What the exercise asks: Report all lines from the entries below in which "this" appears.

------------------------------------

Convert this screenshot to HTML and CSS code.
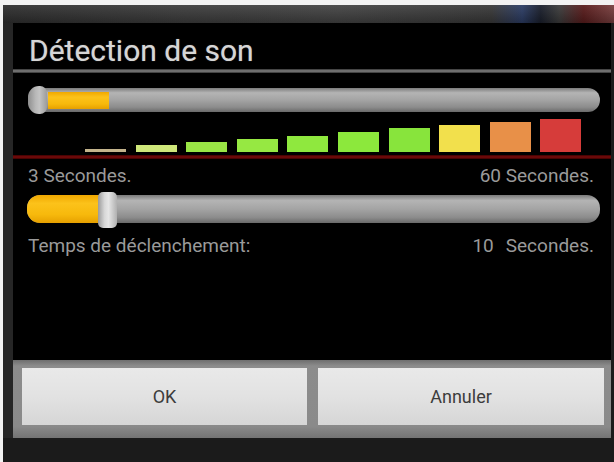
FILE: index.html
```html
<!DOCTYPE html>
<html lang="fr">
<head>
<meta charset="utf-8">
<title>Détection de son</title>
<link rel="stylesheet" href="styles.css">
</head>
<body>
<div class="screen">
  <div class="topband"></div>
  <div class="main">
    <div class="dialog">
      <div class="title">Détection de son</div>
      <div class="divider"></div>
      <div class="content">
        <div class="slider slider-level">
          <div class="track"></div>
          <div class="fill"></div>
          <div class="thumb"></div>
        </div>
        <div class="meter">
          <div class="bar b1"></div>
          <div class="bar b2"></div>
          <div class="bar b3"></div>
          <div class="bar b4"></div>
          <div class="bar b5"></div>
          <div class="bar b6"></div>
          <div class="bar b7"></div>
          <div class="bar b8"></div>
          <div class="bar b9"></div>
          <div class="bar b10"></div>
        </div>
      </div>
      <div class="redline"></div>
      <div class="content">
        <div class="labels labels-range">
          <span>3 Secondes.</span>
          <span>60 Secondes.</span>
        </div>
        <div class="slider slider-time">
          <div class="track"></div>
          <div class="fill"></div>
          <div class="thumb"></div>
        </div>
        <div class="labels labels-value">
          <span>Temps de déclenchement:</span>
          <span><span class="num">10</span><span class="unit">Secondes.</span></span>
        </div>
      </div>
      <div class="buttons">
        <div class="btn">OK</div>
        <div class="btn">Annuler</div>
      </div>
    </div>
  </div>
</div>
</body>
</html>
```
FILE: styles.css
```css
html, body {
  margin: 0;
  padding: 0;
}
body {
  width: 614px;
  height: 462px;
  overflow: hidden;
  background: #f3f3f3;
  font-family: Roboto, "Noto Sans", "DejaVu Sans", sans-serif;
}
.screen {
  margin: 5px 0 0 3px;
  height: 457px;
  background: #1b1b1b;
}
.topband {
  height: 18px;
  background:
    linear-gradient(to bottom, rgba(255,255,255,0.06), rgba(0,0,0,0.25)),
    linear-gradient(to right, #303030 0, #3e3e3e 30%, #454545 55%, #3a3a3a 80%, #2c3d66 85%, #1a1f2c 88%, #3c3c3c 91%, #5a1c1c 95%, #7a4040 100%);
}
.main {
  display: flex;
  padding-left: 10px;
  background: linear-gradient(to right, #262626 0, #262626 10px, #1b1b1b 10px);
}
.dialog {
  width: 598px;
  height: 415px;
  background: #000;
  display: flex;
  flex-direction: column;
}
.title {
  height: 46px;
  box-sizing: border-box;
  padding: 13px 0 0 16px;
  font-size: 30px;
  line-height: 30px;
  color: #d6d6d6;
  text-shadow: 0 0 1px rgba(220,220,220,0.5);
}
.divider {
  height: 4px;
  background: linear-gradient(to bottom, #2e2e2e, #6e6e6e 35%, #6e6e6e 65%, #2e2e2e);
}
.content {
  padding: 0 11px 0 15px;
}
.slider {
  position: relative;
}
.slider .track {
  position: absolute;
  left: 0;
  right: 0;
  background: linear-gradient(to bottom, #7a7a7a 0, #b4b4b4 20%, #a4a4a4 50%, #8c8c8c 80%, #6a6a6a 100%);
}
.slider .fill {
  position: absolute;
  background: linear-gradient(to bottom, #f0a800 0, #fcc21a 30%, #f7b90c 70%, #e6a000 100%);
}
.slider .thumb {
  position: absolute;
  top: 0;
  bottom: 0;
  background: linear-gradient(to right, #9a9a9a 0, #d8d8d8 35%, #e6e6e6 55%, #b0b0b0 100%);
}
.slider-level {
  margin-top: 13px;
  height: 28px;
}
.slider-level .track {
  top: 2px;
  bottom: 2px;
  border-radius: 12px;
}
.slider-level .fill {
  left: 20px;
  width: 61px;
  top: 6px;
  bottom: 5px;
}
.slider-level .thumb {
  left: 0;
  width: 19px;
  border-radius: 11px 7px 7px 11px;
  background: linear-gradient(to right, #8e8e8e 0, #b8b8b8 40%, #c4c4c4 60%, #9c9c9c 100%);
}
.meter {
  height: 38px;
  display: flex;
  align-items: flex-end;
  gap: 9.6px;
  padding-left: 57px;
}
.bar {
  width: 41px;
  flex: none;
}
.b1 { height: 3px; background: #c4b48c; }
.b2 { height: 7px; background: #cfe77a; }
.b3 { height: 10px; background: #9ae545; }
.b4 { height: 13px; background: #96e842; }
.b5 { height: 16px; background: #8fe83e; }
.b6 { height: 20px; background: #8ce83c; }
.b7 { height: 24px; background: #88e43c; }
.b8 { height: 27px; background: #f2e04c; }
.b9 { height: 30px; background: #e89048; }
.b10 { height: 33px; background: #d63c3a; }
.redline {
  margin-top: 3px;
  height: 4px;
  background: linear-gradient(to bottom, #3a0000, #7a0c0c 50%, #3a0000);
}
.labels {
  display: flex;
  justify-content: space-between;
  padding-right: 6px;
  font-size: 19px;
  line-height: 22px;
  color: #9a9a9a;
}
.labels-range {
  margin-top: 6px;
}
.labels-value {
  margin-top: 7px;
}
.unit {
  margin-left: 12px;
}
.slider-time {
  margin-top: 5px;
  height: 36px;
}
.slider-time .track {
  left: -1px;
  top: 3px;
  bottom: 5px;
  border-radius: 13px;
}
.slider-time .fill {
  left: -1px;
  width: 72px;
  top: 3px;
  bottom: 5px;
  border-radius: 13px 0 0 13px;
}
.slider-time .thumb {
  left: 70px;
  width: 19px;
  border-radius: 5px;
}
.buttons {
  margin-top: auto;
  height: 78px;
  box-sizing: border-box;
  padding: 8px 7px 13px 9px;
  display: grid;
  grid-template-columns: 285px 286px;
  gap: 11px;
  background: linear-gradient(to bottom, #6e6e6e 0, #8c8c8c 6px, #8a8a8a 85%, #747474 100%);
}
.btn {
  display: flex;
  align-items: center;
  justify-content: center;
  background: linear-gradient(to bottom, #e9e9e9 0, #e2e2e2 50%, #d6d6d6 100%);
  font-size: 18px;
  color: #3c3c3c;
}
```
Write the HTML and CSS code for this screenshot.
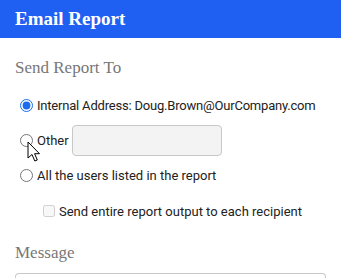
FILE: index.html
```html
<!DOCTYPE html>
<html>
<head>
<meta charset="utf-8">
<link rel="stylesheet" href="styles.css">
</head>
<body>
<div class="header">Email Report</div>
<div class="content">
  <div class="section-title">Send Report To</div>
  <div class="options">
    <label class="row"><input type="radio" name="to" checked><span class="addr">Internal Address: Doug.Brown@OurCompany.com</span></label>
    <label class="row"><input type="radio" name="to"><span>Other</span><input type="text" class="other-input"></label>
    <label class="row"><input type="radio" name="to"><span>All the users listed in the report</span></label>
    <label class="row sub"><input type="checkbox" disabled><span>Send entire report output to each recipient</span></label>
  </div>
  <div class="section-title msg">Message</div>
  <div class="textarea"></div>
</div>
<svg class="cursor" width="14" height="22" viewBox="0 0 14 22"><path d="M1 1 L1 17 L5 13.5 L7.8 20 L10.3 19 L7.6 12.7 L12.5 12.7 Z" fill="#fff" stroke="#000" stroke-width="1" stroke-linejoin="round"/></svg>
</body>
</html>
```
FILE: styles.css
```css
html, body { margin: 0; padding: 0; background: #fff; }
body { width: 341px; height: 278px; overflow: hidden; position: relative; font-family: Roboto, "Liberation Sans", sans-serif; color: #222; }
.header { height: 38px; background: #1F5FF1; color: #fff; font-family: "Liberation Serif", serif; font-weight: bold; font-size: 19px; line-height: 38px; padding-left: 15px; }
.content { padding: 0 15px; }
.section-title { font-family: "Liberation Serif", serif; font-size: 17px; color: #777; margin-top: 21px; line-height: 18px; }
.options { margin-top: 11px; display: flex; flex-direction: column; }
.row { display: flex; align-items: center; height: 35px; font-size: 13px; gap: 4px; padding-left: 5px; white-space: nowrap; }
.addr { letter-spacing: -0.2px; }
.row input[type=radio] { margin: 0; width: 13px; height: 13px; accent-color: #1a6cf0; }
.other-input { margin: 0 0 0 -1px; width: 150px; height: 31px; box-sizing: border-box; border: 1px solid #c8c8c8; border-radius: 4px; background: #f3f3f3; }
.row.sub { padding-left: 28px; height: 36px; }
.row.sub input { margin: 0; width: 12px; height: 12px; }
.msg { margin-top: 15px; }
.textarea { margin-top: 11px; height: 10px; border: 1px solid #c8c8c8; border-bottom: none; border-radius: 4px 4px 0 0; }
.cursor { position: absolute; left: 27px; top: 141px; }
```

------------------------------------

Task response:
Convert this screenshot to HTML and CSS code.
Write the HTML and CSS code for this screenshot.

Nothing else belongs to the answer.